In the 32-page filing, the Enforcement Directorate stated, “Many employees of Vivo group companies worked in India without appropriate visas. They have concealed information regarding their employer in their visa applications and cheated the Indian embassy or missions in China.”
When asked for a response, Vivo, with a market share of 17%, reiterated its concern over the executive’s arrest, stating that it remains “dedicated to legal compliance.” China’s foreign ministry, which has been closely monitoring the case, did not provide any comment, and both the Indian embassy in Beijing and the foreign ministry in New Delhi also remained silent on the matter.
The ongoing border dispute between India and China has led to strict regulations regarding foreign nationals’ entry and stay in areas such as Ladakh and parts of Jammu and Kashmir, which are designated as “protected.” Visitors to these areas are required to obtain a permit separate from their visa.

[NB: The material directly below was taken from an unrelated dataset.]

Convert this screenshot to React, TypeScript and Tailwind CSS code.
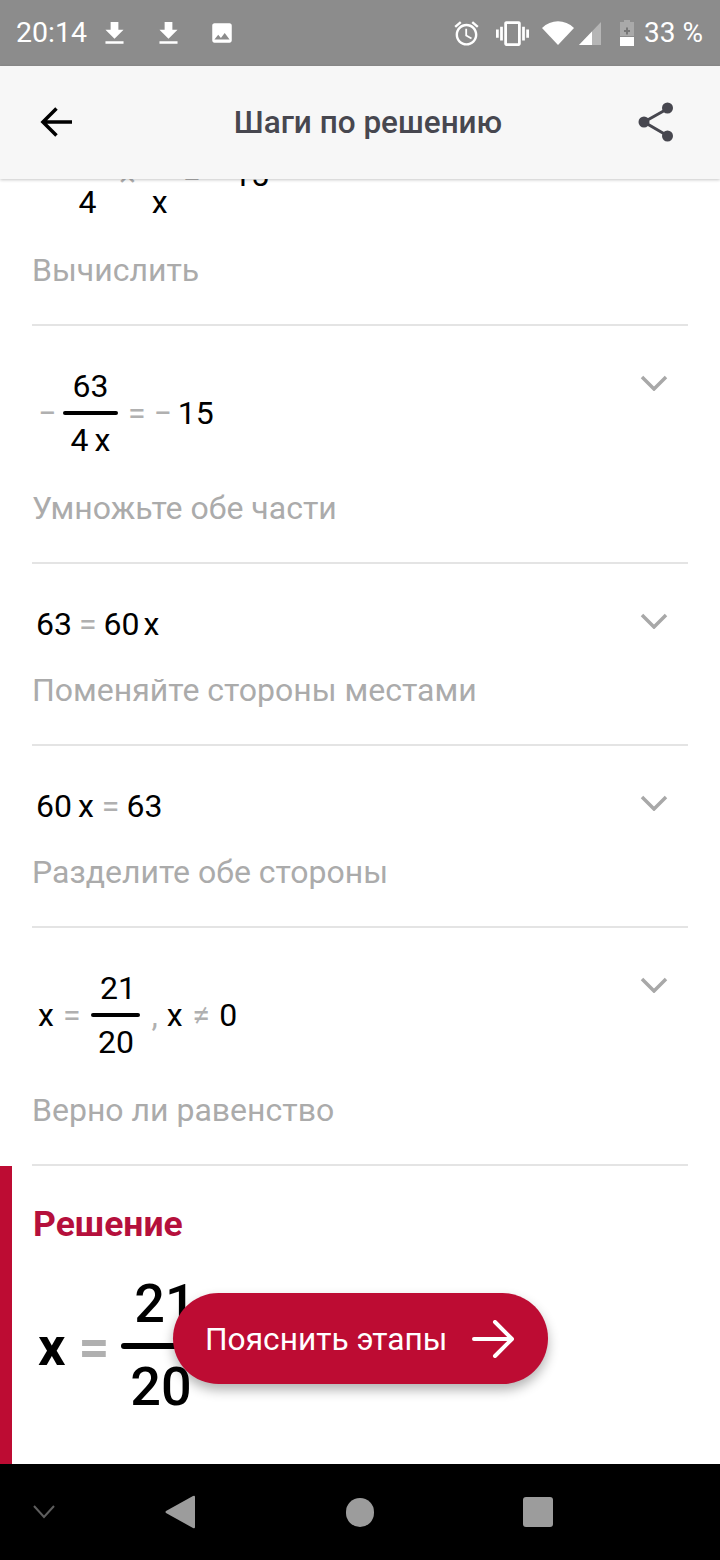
const RED = "bg-[#bd0c33]";

function Down() {
  return (
    <svg width="31" height="31" viewBox="0 0 24 24" fill="#fff">
      <path d="M19 9h-4V3H9v6H5l7 7 7-7zM5 18v2h14v-2H5z" />
    </svg>
  );
}

function StatusBar() {
  return (
    <div className="h-[66px] shrink-0 bg-[#8c8c8c] flex items-center text-white text-[28.500px] pl-[16px] pr-[17px]">
      <span>20:14</span>
      <span className="ml-[12px]"><Down /></span>
      <span className="ml-[23px]"><Down /></span>
      <svg className="ml-[25px]" width="26" height="26" viewBox="0 0 24 24" fill="#fff">
        <path fillRule="evenodd" d="M21 19V5c0-1.1-.9-2-2-2H5c-1.1 0-2 .9-2 2v14c0 1.1.9 2 2 2h14c1.1 0 2-.9 2-2zM8.500 13.500l2.500 3.010L14.500 12l4.500 6H5l3.500-4.500z" />
      </svg>
      <div className="flex-1" />
      <svg width="29" height="29" viewBox="0 0 24 24" fill="#fff">
        <path d="M22 5.720l-4.600-3.860-1.290 1.530 4.600 3.860L22 5.720zM7.880 3.390L6.600 1.860 2 5.710l1.290 1.530 4.590-3.850zM12.500 8H11v6l4.750 2.850.750-1.230-4-2.370V8zM12 4c-4.970 0-9 4.030-9 9s4.030 9 9 9 9-4.030 9-9-4.030-9-9-9zm0 16c-3.870 0-7-3.130-7-7s3.130-7 7-7 7 3.130 7 7-3.130 7-7 7z" />
      </svg>
      <svg className="ml-[15px]" width="33" height="33" viewBox="0 0 24 24" fill="#fff">
        <path d="M0 15h2V9H0v6zm3 2h2V7H3v10zm19-8v6h2V9h-2zm-3 8h2V7h-2v10zM16.500 3h-9C6.670 3 6 3.670 6 4.500v15c0 .83.67 1.500 1.500 1.500h9c.83 0 1.500-.67 1.500-1.500v-15c0-.83-.67-1.500-1.500-1.500zM16 19H8V5h8v14z" />
      </svg>
      <svg className="ml-[13px]" width="32" height="24" viewBox="0 0 32 24" fill="#fff">
        <path d="M0 7 C9 -2 23 -2 32 7 L16 24 Z" />
      </svg>
      <svg className="ml-[5px]" width="23" height="23" viewBox="0 0 23 23">
        <path d="M0 23 L22 0 V23 Z" fill="#b5b5b5" />
        <path d="M0 23 L13 9.500 V23 Z" fill="#fff" />
      </svg>
      <svg className="ml-[18px]" width="14" height="26" viewBox="0 0 14 26">
        <path d="M4 0 H10 V2 H14 V16 H0 V2 H4 Z" fill="#a9a9a9" />
        <path d="M0 17 H14 V26 H0 Z" fill="#fff" />
        <path d="M6 10 H4 V12 H6 V14.500 H8 V12 H10 V10 H8 V7.500 H6 Z" fill="#777" />
      </svg>
      <span className="ml-[10px] text-[28px]">33 %</span>
    </div>
  );
}

function Header() {
  return (
    <div className="relative z-10 h-[113px] shrink-0 bg-[#f7f7f7] shadow-[0_1px_3px_rgba(0,0,0,0.22)] flex items-center justify-between pl-[40px] pr-[46px]">
      <svg className="-mt-[2px]" width="32" height="32" viewBox="0 0 33 32" fill="none" stroke="#000" strokeWidth="3.600">
        <path d="M33 16 H3 M17 2 L3 16 L17 30" />
      </svg>
      <span className="ml-[26px] text-[31.500px] font-medium text-[#47474f]">Шаги по решению</span>
      <svg className="-mt-[2px]" width="36" height="40" viewBox="0 0 36 40" fill="#47474f" stroke="#47474f">
        <path d="M30 6.500 L6 20 L30 34" fill="none" strokeWidth="3" />
        <circle cx="29.500" cy="6" r="5.500" stroke="none" />
        <circle cx="6" cy="20" r="5.500" stroke="none" />
        <circle cx="29.500" cy="34" r="5.500" stroke="none" />
      </svg>
    </div>
  );
}

function Sym({ children, className = "" }: { children: React.ReactNode; className?: string }) {
  return <span className={`text-[#b0b0b0] ${className}`}>{children}</span>;
}

function Frac({ top, bottom, w, topClass = "" }: { top: React.ReactNode; bottom: React.ReactNode; w: string; topClass?: string }) {
  return (
    <div className={`flex flex-col items-center ${w}`}>
      <div className={`h-[50px] leading-[50px] ${topClass}`}>{top}</div>
      <div className="h-[4px] w-full rounded-full bg-black" />
      <div className="h-[50px] leading-[50px]">{bottom}</div>
    </div>
  );
}

function Chevron({ className = "" }: { className?: string }) {
  return (
    <svg className={className} width="28" height="16" viewBox="0 0 28 16" fill="none" stroke="#a8a8a8" strokeWidth="3.500">
      <path d="M2 2 L14 14 L26 2" />
    </svg>
  );
}

function Step({ label, frac, children, clipped }: { label: string; frac?: boolean; children: React.ReactNode; clipped?: boolean }) {
  return (
    <div className={`mx-[32px] box-border border-b-2 border-[#e4e4e4] ${frac ? "h-[238px]" : "h-[182px]"} ${clipped ? "-mt-[91px]" : ""}`}>
      <div className="flex justify-between items-start pt-[35px] pr-[20px]">
        <div className="flex items-center text-[32px] leading-[50px] text-black pl-[4px]">{children}</div>
        {!clipped && <Chevron className="mt-[14px]" />}
      </div>
      <div className={`${frac ? "mt-[21px]" : "mt-[19px]"} text-[32px] leading-[44px] text-[#ababab]`}>{label}</div>
    </div>
  );
}

function Nav() {
  return (
    <div className="h-[96px] shrink-0 bg-black flex items-center pl-[32px]">
      <svg width="24" height="14" viewBox="0 0 24 14" fill="none" stroke="#5e5e5e" strokeWidth="2">
        <path d="M2 1 L12 12 L22 1" />
      </svg>
      <svg className="ml-[109px]" width="30" height="34" viewBox="0 0 30 34" fill="#9c9c9c">
        <path d="M28 1 Q30 0 30 2 V32 Q30 34 28 33 L1 18 Q0 17 1 16 Z" />
      </svg>
      <div className="ml-[151px] w-[28px] h-[29px] rounded-full bg-[#9c9c9c]" />
      <div className="ml-[149px] w-[30px] h-[30px] rounded-[3px] bg-[#9c9c9c]" />
    </div>
  );
}

export default function App() {
  return (
    <div className="relative w-[720px] h-[1560px] overflow-hidden bg-white flex flex-col font-['Roboto',sans-serif]">
      <StatusBar />
      <Header />
      <div className="flex-1 min-h-0 overflow-hidden flex flex-col">
        <Step label="Вычислить" frac clipped>
          <Sym className="ml-[2px] mr-[10px] w-[16px]">−</Sym>
          <Frac w="w-[47px]" top="21" bottom="4" />
          <Sym className="ml-[8px] mr-[11px]">×</Sym>
          <Frac w="w-[25px]" top="3" bottom="x" />
          <Sym className="ml-[11px] mr-[10px]">=</Sym>
          <Sym className="mr-[4px]">−</Sym>
          <span>15</span>
        </Step>
        <Step label="Умножьте обе части" frac>
          <Sym className="ml-[2px] mr-[9px] w-[16px]">−</Sym>
          <Frac w="w-[55px]" top="63" bottom={<span>4<span className="ml-[6px]">x</span></span>} />
          <Sym className="ml-[10px] mr-[8px]">=</Sym>
          <Sym className="mr-[6px]">−</Sym>
          <span>15</span>
        </Step>
        <Step label="Поменяйте стороны местами">
          <span>63</span>
          <Sym className="mx-[7px]">=</Sym>
          <span>60</span>
          <span className="ml-[4px]">x</span>
        </Step>
        <Step label="Разделите обе стороны">
          <span>60</span>
          <span className="ml-[6px]">x</span>
          <Sym className="ml-[8px] mr-[7px]">=</Sym>
          <span>63</span>
        </Step>
        <Step label="Верно ли равенство" frac>
          <span className="ml-[2px]">x</span>
          <Sym className="ml-[9px] mr-[11px]">=</Sym>
          <Frac w="w-[49px]" top="21" bottom="20" topClass="pl-[4px]" />
          <Sym className="ml-[11px] mr-[9px]">,</Sym>
          <span>x</span>
          <Sym className="ml-[10px] mr-[9px]">≠</Sym>
          <span>0</span>
        </Step>
        <div className="flex-1 border-l-[12px] border-[#bd0c33] pl-[21px]">
          <div className="pt-[38px] text-[35.500px] leading-[40px] font-bold text-[#b5103c]">Решение</div>
          <div className="mt-[20px] flex items-center pl-[5px] text-black text-[54px] font-medium">
            <span className="font-bold text-[54px] relative top-[2px]">x</span>
            <span className="ml-[13px] mr-[12px] text-[#b0b0b0] text-[54px] font-bold relative top-[2px]">=</span>
            <div className="flex flex-col items-center w-[79px]">
              <div className="h-[79px] leading-[79px] pl-[8px] whitespace-nowrap">21</div>
              <div className="h-[6px] w-full rounded-full bg-black" />
              <div className="h-[76px] leading-[76px]">20</div>
            </div>
          </div>
        </div>
      </div>
      <Nav />
      <button className={`absolute left-[173px] top-[1293px] w-[375px] h-[91px] rounded-full ${RED} shadow-[0_6px_12px_rgba(0,0,0,0.3)] flex items-center pl-[32px] pr-[34px] justify-between text-white text-[31.700px]`}>
        <span className="mt-[3px]">Пояснить этапы</span>
        <svg width="42" height="38" viewBox="0 0 42 38" fill="none" stroke="#fff" strokeWidth="4" strokeLinecap="round" strokeLinejoin="round">
          <path d="M2 19 H39 M23 2 L40 19 L23 36" />
        </svg>
      </button>
    </div>
  );
}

The Enforcement Directorate had previously conducted raids on 48 sites associated with Vivo and its affiliates as part of the money laundering investigation. The agency accused Vivo of illegally transferring funds to China to evade Indian taxes through companies it indirectly controls.
The recent court filing claims that an astonishing 1.07 trillion rupees ($12.87 billion) were remitted outside India by Vivo to trading companies controlled by its Chinese parent company, which the agency described as a “masking layer” intended to evade government detection.
The Enforcement Directorate added, “While no profits were shown from 2014-15 to 2019-20 in the statutory filings and no income taxes were paid … huge sums were siphoned off out of India.”
Last year, the agency estimated that approximately 624.7 billion rupees ($7.5 billion) had been remitted primarily to China, further deepening the allegations against Vivo.